> [EXTRACTED ENTRIES]:
########################################

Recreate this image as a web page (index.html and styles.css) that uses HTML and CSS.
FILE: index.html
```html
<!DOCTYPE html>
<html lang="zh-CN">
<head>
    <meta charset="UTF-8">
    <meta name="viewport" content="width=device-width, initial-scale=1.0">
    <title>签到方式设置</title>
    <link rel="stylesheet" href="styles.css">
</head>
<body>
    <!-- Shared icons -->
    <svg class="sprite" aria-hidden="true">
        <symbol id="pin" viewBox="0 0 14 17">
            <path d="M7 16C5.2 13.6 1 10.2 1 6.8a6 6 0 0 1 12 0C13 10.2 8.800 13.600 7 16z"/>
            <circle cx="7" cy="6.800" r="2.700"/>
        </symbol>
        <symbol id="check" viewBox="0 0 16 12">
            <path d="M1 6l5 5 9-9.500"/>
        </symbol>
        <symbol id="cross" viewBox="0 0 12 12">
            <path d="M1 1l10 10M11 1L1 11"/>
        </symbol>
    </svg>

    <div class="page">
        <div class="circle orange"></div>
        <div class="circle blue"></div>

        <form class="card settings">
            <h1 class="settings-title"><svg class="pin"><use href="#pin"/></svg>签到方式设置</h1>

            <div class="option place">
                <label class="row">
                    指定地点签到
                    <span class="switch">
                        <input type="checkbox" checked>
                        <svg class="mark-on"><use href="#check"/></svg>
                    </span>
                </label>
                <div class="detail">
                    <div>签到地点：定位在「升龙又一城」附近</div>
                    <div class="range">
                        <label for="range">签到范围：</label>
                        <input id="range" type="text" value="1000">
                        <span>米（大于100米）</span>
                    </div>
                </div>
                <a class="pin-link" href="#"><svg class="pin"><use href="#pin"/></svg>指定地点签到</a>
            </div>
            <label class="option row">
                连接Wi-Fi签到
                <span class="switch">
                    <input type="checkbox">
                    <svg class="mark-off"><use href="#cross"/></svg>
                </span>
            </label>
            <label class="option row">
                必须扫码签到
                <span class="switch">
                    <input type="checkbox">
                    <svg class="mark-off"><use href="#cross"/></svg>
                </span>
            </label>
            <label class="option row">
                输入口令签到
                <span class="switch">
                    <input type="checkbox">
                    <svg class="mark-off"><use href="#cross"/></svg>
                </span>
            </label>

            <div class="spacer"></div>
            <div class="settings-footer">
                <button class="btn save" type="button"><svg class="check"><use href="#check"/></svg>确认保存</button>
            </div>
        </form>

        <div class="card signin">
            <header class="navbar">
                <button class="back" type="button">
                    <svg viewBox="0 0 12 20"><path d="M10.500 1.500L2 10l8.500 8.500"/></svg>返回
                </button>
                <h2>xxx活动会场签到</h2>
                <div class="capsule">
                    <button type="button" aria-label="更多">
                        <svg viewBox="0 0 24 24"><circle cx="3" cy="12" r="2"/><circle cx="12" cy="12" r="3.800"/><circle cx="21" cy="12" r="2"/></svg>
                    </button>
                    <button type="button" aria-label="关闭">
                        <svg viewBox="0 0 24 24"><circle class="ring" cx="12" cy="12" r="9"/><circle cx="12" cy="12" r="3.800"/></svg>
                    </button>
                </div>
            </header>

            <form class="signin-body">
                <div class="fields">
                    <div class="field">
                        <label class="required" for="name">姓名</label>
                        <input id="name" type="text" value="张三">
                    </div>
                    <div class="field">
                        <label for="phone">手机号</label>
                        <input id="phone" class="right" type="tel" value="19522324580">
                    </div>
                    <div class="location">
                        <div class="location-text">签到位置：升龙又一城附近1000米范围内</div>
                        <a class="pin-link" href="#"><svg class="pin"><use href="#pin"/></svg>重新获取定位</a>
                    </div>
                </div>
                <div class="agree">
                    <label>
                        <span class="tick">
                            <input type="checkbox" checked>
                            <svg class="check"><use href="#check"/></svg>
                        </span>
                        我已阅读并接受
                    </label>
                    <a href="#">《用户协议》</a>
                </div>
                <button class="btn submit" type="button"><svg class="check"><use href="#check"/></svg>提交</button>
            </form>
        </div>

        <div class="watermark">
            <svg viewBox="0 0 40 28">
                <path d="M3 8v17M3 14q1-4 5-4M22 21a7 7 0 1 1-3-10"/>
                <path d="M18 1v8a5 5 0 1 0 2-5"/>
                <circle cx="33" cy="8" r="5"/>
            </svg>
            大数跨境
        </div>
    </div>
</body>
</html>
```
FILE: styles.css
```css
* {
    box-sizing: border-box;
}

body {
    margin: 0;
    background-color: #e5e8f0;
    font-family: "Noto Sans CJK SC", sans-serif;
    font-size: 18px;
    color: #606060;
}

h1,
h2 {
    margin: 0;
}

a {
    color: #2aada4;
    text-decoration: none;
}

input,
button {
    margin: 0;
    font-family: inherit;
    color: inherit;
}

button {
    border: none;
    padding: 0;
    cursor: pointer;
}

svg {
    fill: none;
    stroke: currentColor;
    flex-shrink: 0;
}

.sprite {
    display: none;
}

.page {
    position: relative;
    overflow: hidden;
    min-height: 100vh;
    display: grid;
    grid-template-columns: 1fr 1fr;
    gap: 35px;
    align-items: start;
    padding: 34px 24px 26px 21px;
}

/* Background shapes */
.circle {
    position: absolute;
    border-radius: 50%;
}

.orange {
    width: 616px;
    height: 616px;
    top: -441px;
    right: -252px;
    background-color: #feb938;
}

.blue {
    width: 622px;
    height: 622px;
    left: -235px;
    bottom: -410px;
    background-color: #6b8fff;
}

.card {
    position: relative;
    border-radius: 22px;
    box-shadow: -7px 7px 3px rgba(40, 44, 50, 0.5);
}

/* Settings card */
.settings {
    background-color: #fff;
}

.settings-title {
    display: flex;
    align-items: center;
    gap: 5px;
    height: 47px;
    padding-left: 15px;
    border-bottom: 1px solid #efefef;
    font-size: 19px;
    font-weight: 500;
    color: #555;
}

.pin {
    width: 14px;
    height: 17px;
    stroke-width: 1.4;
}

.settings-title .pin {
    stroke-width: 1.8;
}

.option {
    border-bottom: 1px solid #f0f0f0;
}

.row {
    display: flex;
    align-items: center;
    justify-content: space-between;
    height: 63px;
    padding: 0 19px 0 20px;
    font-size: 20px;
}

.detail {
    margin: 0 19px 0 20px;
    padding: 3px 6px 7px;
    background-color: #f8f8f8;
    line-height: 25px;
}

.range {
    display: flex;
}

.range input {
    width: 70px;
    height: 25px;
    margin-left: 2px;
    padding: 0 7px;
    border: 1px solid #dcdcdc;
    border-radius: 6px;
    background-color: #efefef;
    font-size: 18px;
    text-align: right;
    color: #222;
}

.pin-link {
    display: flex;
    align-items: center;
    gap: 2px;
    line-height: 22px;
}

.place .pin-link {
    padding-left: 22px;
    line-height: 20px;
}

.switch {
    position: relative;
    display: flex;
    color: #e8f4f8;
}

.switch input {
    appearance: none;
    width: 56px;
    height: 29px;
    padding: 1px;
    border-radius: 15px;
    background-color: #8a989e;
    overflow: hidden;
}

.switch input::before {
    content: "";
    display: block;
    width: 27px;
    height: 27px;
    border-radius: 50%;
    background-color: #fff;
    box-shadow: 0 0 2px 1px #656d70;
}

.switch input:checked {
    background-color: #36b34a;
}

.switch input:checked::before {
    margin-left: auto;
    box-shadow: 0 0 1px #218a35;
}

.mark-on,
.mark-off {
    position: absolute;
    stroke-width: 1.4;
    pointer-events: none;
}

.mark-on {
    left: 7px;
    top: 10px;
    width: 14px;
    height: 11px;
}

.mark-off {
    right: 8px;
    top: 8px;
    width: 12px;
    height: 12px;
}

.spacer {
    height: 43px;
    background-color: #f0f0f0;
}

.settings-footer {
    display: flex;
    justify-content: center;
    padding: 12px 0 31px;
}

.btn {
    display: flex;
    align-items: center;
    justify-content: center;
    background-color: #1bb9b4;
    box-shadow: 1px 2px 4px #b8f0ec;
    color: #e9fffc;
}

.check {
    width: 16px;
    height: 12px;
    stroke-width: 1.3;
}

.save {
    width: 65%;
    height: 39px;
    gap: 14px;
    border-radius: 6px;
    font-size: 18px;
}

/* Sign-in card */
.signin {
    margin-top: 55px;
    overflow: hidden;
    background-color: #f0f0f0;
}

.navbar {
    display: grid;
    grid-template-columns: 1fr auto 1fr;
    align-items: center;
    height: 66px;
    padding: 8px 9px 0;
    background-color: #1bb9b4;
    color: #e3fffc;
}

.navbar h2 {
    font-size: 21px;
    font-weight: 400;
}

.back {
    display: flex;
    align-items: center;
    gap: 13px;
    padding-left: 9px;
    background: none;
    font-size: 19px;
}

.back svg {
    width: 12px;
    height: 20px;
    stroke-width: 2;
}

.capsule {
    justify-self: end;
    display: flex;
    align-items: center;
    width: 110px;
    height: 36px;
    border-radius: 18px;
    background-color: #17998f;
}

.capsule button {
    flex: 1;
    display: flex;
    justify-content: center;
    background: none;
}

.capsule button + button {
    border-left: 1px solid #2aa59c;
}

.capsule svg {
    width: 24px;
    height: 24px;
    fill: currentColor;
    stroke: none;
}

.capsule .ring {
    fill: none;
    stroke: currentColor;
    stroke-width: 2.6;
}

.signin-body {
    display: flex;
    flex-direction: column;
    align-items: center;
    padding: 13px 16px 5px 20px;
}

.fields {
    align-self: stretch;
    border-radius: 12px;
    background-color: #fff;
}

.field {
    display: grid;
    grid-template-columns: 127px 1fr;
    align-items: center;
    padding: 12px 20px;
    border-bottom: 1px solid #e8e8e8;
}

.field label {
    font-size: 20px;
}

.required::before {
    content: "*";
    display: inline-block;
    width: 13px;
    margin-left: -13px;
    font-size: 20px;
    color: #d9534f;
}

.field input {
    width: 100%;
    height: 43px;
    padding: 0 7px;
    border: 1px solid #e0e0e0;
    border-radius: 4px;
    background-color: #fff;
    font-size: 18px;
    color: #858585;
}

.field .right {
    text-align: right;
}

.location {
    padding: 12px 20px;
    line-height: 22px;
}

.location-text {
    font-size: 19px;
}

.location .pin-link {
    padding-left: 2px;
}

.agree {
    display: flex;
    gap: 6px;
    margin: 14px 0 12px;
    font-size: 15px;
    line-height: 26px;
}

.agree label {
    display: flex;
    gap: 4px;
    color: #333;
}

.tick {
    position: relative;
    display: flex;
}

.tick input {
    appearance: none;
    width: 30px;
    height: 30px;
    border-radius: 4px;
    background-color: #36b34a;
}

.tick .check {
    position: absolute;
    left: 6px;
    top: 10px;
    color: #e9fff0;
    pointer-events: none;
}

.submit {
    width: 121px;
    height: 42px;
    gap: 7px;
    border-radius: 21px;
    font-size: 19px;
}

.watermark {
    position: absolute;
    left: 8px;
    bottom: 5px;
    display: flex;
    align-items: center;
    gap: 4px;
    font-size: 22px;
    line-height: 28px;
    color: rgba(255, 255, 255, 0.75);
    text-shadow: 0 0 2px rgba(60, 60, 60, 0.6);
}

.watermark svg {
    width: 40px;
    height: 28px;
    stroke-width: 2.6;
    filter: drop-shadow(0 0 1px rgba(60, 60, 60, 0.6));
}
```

########################################

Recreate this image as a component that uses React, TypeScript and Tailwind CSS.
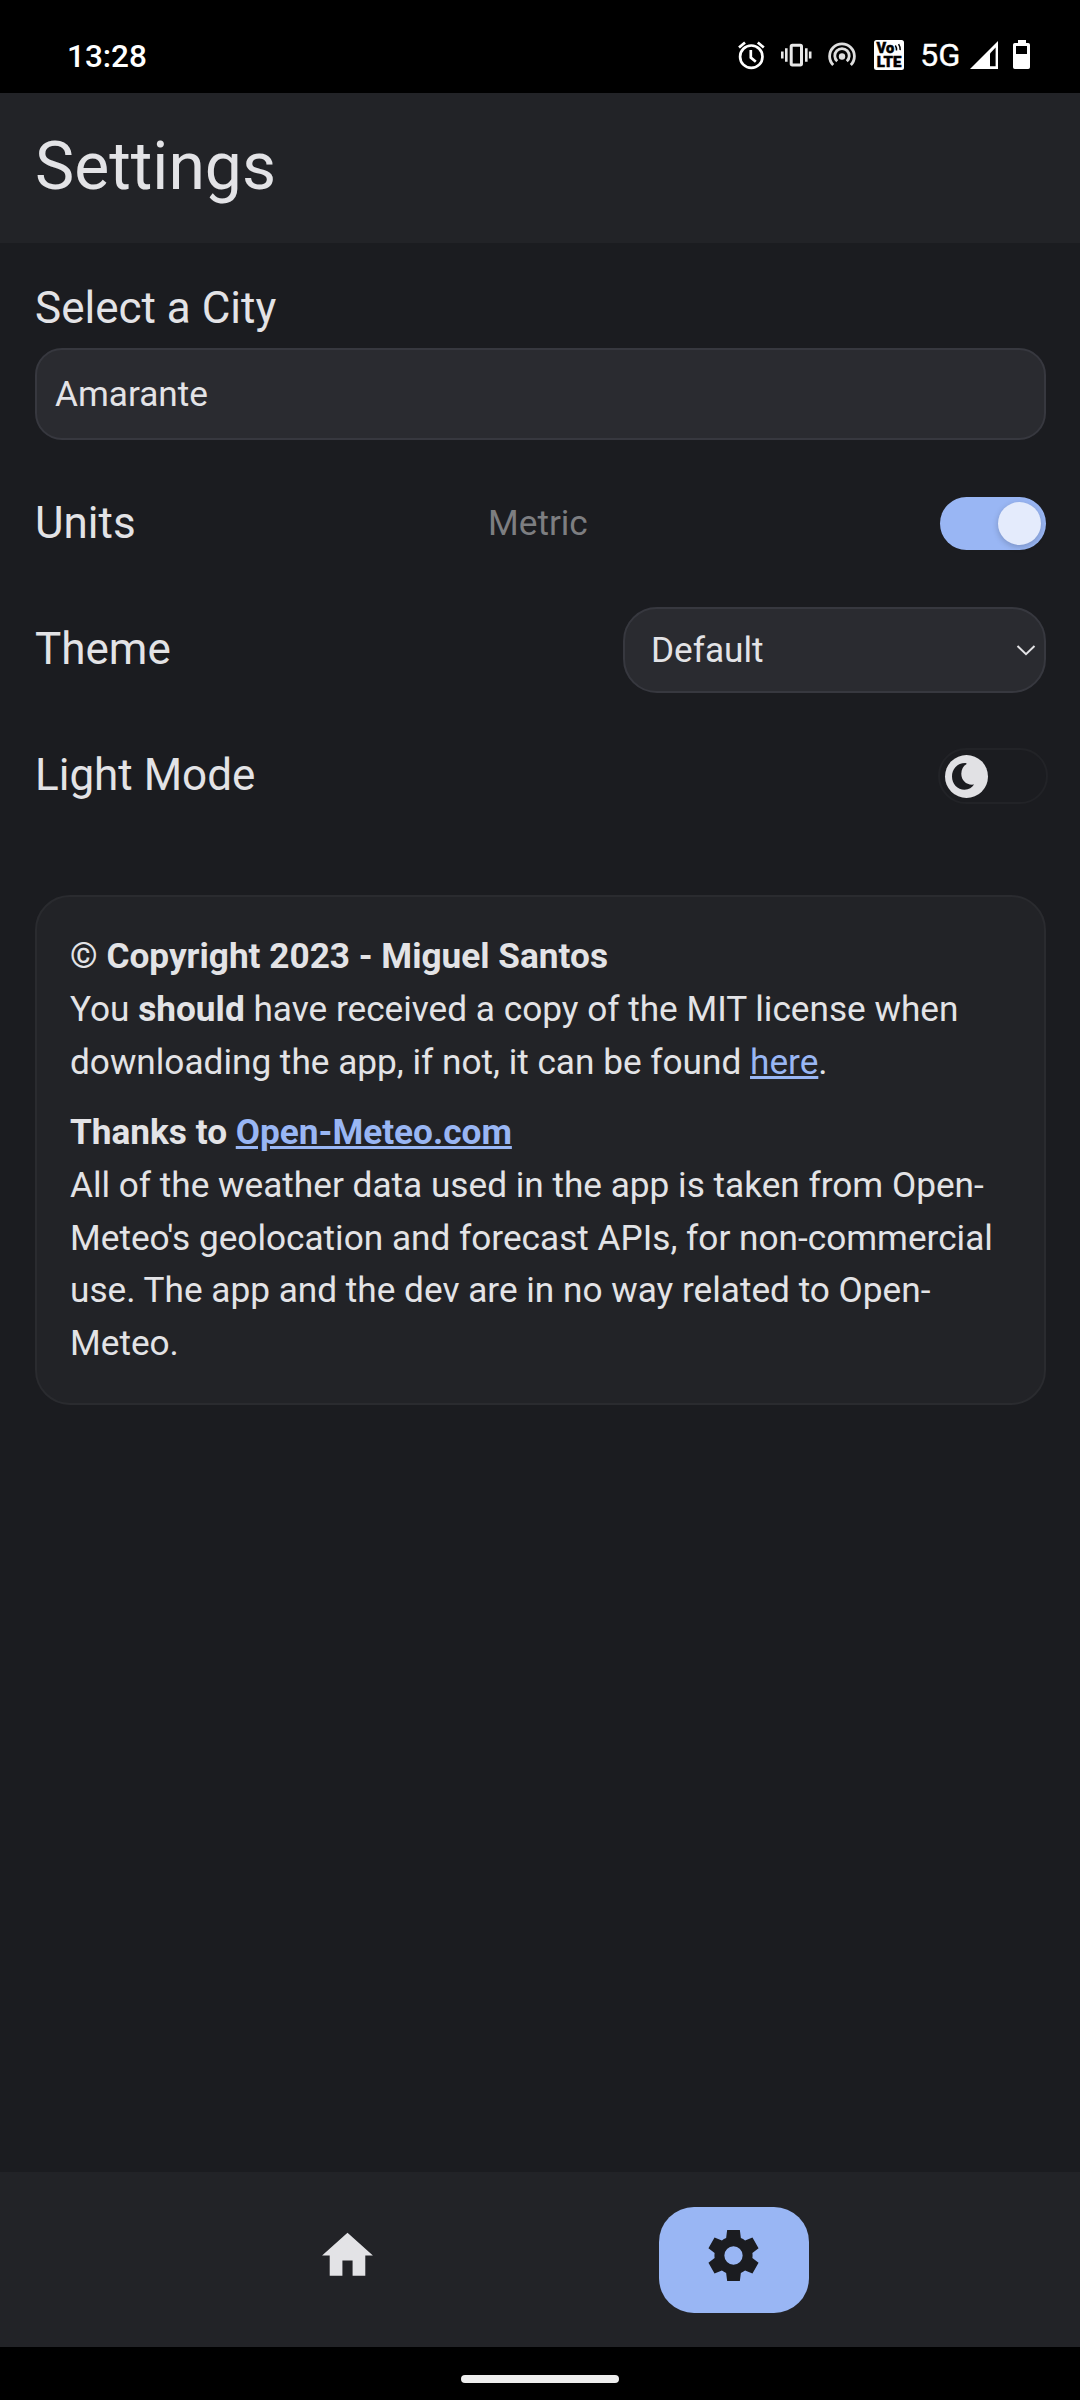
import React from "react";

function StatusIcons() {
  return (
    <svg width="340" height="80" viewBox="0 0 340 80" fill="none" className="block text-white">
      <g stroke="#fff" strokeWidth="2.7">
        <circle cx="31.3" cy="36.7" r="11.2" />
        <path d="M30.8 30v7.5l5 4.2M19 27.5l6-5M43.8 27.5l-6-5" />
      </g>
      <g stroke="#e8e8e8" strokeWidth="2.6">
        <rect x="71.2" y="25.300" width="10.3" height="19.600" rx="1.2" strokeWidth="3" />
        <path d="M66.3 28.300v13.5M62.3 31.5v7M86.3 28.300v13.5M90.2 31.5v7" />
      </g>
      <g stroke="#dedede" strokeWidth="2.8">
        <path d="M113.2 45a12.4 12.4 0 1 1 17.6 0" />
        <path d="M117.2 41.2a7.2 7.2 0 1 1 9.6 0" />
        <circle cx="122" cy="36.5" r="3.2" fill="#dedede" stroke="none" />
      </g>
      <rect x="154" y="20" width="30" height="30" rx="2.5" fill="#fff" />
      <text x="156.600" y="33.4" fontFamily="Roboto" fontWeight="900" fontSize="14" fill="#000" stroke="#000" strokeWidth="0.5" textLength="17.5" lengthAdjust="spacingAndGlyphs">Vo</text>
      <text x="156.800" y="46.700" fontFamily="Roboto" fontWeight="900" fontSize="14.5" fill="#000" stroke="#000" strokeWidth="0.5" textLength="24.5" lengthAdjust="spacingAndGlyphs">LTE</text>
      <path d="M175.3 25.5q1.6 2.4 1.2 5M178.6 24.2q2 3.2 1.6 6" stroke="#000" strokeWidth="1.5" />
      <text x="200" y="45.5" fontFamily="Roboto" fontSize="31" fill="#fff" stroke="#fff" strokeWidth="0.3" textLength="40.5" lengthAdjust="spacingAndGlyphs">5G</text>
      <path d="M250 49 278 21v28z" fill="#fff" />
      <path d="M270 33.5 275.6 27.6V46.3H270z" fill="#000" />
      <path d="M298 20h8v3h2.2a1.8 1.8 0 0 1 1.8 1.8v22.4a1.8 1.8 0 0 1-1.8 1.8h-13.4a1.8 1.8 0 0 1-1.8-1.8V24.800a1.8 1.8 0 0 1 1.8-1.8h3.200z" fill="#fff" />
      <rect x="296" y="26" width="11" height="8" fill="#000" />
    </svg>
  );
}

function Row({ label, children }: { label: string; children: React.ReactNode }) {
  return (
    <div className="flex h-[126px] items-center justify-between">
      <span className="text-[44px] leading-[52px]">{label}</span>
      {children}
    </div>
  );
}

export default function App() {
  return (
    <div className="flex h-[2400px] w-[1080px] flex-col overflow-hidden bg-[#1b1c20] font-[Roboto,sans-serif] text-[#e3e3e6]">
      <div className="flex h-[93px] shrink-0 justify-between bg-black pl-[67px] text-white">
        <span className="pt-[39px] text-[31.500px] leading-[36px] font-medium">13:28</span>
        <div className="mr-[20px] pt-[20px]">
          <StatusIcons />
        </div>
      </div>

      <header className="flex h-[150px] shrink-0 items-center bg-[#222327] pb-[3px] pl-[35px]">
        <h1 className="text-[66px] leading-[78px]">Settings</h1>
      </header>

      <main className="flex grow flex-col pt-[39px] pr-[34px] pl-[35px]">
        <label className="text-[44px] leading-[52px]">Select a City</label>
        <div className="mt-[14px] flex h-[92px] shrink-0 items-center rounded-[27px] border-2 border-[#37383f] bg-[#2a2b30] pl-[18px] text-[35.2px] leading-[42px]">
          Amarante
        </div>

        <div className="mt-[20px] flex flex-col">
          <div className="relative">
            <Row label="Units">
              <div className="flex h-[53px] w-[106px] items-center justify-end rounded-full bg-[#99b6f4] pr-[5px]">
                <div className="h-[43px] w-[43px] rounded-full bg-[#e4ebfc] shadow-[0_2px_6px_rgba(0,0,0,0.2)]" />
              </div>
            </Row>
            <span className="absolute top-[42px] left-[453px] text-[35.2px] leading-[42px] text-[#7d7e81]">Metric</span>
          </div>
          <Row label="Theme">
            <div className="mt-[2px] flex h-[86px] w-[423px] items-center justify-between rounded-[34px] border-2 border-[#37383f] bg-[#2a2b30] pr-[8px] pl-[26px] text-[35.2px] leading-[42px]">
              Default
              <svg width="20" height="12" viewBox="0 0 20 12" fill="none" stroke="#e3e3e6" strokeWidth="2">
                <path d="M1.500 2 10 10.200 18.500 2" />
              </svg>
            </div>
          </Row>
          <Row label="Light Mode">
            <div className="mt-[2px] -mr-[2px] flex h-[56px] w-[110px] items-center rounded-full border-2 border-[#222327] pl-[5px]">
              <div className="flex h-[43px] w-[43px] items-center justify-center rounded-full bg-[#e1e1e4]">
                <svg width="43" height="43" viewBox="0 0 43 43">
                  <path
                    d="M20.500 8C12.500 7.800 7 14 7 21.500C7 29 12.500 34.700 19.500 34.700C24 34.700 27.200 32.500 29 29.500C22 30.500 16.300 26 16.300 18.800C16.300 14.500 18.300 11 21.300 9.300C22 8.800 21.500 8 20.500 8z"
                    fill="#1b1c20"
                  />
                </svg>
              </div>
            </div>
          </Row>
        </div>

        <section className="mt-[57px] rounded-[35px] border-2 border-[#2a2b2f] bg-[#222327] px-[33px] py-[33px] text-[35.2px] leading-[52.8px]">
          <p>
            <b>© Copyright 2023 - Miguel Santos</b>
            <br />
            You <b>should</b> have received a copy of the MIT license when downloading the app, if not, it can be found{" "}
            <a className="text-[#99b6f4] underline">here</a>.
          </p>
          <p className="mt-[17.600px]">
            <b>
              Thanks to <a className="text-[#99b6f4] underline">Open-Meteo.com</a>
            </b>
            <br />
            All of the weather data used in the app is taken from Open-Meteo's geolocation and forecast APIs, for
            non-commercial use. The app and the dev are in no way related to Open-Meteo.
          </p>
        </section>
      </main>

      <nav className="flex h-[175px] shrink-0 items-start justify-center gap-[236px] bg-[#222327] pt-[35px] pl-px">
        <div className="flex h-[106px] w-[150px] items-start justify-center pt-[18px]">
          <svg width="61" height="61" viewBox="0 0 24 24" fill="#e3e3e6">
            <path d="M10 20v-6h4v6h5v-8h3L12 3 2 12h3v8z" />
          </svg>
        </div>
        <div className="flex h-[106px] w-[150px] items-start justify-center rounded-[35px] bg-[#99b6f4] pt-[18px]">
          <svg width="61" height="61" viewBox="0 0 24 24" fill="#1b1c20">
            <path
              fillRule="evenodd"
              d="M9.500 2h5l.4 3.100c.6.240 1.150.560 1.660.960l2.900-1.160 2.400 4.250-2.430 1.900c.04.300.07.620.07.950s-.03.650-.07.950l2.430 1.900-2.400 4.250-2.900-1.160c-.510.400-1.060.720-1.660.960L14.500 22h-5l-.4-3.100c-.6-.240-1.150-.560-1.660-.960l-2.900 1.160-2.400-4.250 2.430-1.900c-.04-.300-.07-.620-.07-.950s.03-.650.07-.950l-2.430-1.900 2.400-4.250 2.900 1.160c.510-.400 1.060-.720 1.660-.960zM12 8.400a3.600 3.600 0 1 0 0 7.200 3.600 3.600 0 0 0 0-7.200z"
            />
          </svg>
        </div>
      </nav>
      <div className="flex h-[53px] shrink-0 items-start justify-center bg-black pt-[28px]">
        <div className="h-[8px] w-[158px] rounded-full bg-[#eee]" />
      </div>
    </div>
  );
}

########################################

> [WORK TO COMPLETE]: Take the material above and output only the lines from the one that contains "Recreate this image as a component" through the one that contains "import React from", ends included and images left out.

> [SOLUTION]:
Recreate this image as a component that uses React, TypeScript and Tailwind CSS.
import React from "react";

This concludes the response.